_What is being asked_
Lines containing the string "styles" are to be collected in full.

BEGIN

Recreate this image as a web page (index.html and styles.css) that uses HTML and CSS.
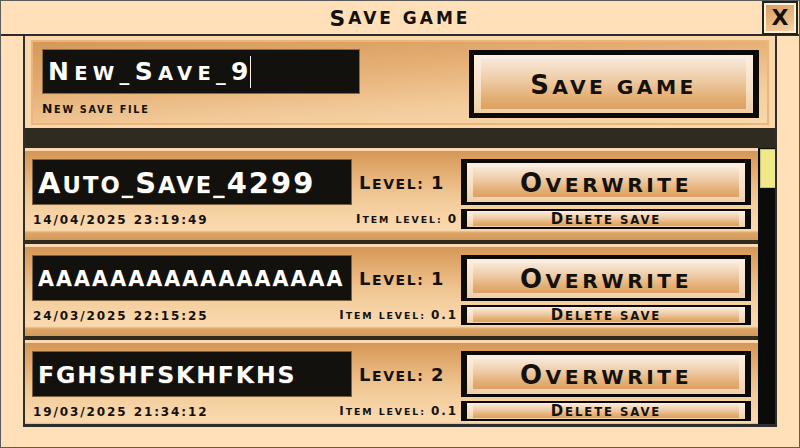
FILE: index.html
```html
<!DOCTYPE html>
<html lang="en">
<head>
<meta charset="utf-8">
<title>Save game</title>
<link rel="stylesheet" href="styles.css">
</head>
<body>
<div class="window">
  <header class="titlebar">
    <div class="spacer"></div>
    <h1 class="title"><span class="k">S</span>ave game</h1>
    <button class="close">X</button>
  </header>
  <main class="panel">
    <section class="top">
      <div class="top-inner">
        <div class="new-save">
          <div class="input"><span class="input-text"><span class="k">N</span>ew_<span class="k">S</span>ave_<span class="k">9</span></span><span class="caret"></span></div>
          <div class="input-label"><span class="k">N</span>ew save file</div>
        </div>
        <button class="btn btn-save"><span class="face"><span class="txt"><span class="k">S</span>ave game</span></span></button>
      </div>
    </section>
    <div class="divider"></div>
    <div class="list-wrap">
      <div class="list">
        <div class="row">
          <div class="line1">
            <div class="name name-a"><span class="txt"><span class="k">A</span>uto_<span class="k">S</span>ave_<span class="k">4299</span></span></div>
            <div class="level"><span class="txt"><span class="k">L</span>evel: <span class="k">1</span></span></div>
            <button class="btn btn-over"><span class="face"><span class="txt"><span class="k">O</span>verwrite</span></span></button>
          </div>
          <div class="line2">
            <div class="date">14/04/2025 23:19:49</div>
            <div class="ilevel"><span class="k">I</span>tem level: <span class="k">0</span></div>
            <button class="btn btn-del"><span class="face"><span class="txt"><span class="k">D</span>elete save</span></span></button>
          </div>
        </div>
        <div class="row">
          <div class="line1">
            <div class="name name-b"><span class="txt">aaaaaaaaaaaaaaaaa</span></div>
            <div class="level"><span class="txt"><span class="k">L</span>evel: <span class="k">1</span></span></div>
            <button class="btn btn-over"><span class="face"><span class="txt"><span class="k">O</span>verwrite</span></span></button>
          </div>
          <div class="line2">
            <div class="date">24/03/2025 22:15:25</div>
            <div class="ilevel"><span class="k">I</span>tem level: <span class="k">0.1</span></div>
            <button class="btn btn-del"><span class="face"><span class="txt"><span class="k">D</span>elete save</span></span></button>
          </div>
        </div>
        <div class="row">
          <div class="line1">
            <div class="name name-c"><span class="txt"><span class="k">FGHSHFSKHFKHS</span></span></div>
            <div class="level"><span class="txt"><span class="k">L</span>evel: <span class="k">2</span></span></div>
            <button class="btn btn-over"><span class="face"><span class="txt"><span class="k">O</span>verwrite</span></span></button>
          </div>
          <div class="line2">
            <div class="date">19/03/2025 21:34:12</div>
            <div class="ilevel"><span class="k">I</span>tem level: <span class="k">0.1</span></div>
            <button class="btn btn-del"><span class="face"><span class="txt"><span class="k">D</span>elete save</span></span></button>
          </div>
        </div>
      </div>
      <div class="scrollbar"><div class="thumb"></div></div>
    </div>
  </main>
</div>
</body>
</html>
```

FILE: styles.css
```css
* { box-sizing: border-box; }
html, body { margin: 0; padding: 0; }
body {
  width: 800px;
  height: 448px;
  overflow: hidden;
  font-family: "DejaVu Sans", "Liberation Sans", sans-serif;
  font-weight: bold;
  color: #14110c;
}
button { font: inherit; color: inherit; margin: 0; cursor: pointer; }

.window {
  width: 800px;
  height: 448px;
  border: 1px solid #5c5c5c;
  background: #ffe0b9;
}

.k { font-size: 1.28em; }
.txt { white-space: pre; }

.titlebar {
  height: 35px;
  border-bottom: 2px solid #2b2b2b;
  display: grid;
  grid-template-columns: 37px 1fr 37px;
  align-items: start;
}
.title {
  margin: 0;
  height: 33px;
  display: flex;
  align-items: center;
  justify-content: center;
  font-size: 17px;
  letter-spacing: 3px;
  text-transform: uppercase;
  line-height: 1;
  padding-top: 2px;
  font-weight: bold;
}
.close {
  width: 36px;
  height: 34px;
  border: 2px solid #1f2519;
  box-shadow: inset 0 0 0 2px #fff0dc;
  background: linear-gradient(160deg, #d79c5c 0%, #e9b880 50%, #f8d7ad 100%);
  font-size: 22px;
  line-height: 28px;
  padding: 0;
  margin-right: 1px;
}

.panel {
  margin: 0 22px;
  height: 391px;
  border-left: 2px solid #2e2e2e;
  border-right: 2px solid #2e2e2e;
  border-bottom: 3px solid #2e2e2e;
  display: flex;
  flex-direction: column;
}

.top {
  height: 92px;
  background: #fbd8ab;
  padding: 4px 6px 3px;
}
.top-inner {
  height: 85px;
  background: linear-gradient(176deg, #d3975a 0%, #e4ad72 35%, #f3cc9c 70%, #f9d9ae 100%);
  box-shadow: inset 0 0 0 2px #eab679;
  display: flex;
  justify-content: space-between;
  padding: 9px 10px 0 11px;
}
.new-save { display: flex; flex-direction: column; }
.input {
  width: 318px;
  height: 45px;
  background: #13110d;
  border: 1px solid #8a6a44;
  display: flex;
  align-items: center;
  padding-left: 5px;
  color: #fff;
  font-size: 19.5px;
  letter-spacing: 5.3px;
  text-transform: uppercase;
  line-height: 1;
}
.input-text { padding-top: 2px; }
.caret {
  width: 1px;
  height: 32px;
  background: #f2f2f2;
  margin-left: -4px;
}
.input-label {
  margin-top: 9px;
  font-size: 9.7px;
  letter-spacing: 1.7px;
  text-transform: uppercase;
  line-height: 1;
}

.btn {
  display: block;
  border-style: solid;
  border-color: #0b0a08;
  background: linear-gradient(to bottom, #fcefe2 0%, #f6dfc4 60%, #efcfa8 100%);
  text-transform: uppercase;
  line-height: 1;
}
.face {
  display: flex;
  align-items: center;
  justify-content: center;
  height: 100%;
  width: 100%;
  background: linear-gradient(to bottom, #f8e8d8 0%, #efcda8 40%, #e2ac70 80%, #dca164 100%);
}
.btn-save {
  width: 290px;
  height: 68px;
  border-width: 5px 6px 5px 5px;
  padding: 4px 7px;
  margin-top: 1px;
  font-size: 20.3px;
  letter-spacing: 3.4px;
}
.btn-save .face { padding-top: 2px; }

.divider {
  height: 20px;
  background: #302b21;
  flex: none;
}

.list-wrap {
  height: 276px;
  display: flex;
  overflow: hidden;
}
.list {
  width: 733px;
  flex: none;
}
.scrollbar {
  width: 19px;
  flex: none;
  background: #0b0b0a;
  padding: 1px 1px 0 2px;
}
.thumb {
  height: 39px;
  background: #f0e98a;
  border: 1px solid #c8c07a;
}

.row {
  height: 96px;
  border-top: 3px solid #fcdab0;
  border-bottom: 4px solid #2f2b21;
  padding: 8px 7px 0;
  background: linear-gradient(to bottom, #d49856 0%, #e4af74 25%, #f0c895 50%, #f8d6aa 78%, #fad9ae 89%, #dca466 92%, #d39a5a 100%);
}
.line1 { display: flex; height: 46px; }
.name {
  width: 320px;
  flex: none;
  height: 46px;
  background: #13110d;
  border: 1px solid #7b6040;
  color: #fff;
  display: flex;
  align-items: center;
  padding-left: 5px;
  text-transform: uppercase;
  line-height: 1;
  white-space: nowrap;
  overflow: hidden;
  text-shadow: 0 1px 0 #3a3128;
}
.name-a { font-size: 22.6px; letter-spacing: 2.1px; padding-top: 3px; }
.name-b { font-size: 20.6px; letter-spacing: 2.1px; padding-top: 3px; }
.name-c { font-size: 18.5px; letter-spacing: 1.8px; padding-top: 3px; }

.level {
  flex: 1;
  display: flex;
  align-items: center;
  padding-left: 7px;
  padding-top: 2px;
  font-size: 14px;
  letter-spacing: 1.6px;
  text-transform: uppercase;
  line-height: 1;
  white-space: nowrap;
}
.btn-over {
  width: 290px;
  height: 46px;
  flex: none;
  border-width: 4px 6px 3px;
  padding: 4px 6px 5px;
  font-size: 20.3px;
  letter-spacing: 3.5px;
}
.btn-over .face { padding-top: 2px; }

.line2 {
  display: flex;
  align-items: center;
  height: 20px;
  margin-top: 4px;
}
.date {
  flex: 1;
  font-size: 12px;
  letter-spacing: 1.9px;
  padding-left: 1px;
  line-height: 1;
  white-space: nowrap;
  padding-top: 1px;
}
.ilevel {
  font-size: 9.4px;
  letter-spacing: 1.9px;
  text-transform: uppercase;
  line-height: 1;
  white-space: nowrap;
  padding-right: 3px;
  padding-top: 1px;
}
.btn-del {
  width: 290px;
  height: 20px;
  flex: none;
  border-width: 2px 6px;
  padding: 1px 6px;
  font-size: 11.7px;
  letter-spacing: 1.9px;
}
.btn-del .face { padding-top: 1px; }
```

END

_Response to the task_
Recreate this image as a web page (index.html and styles.css) that uses HTML and CSS.
<link rel="stylesheet" href="styles.css">
FILE: styles.css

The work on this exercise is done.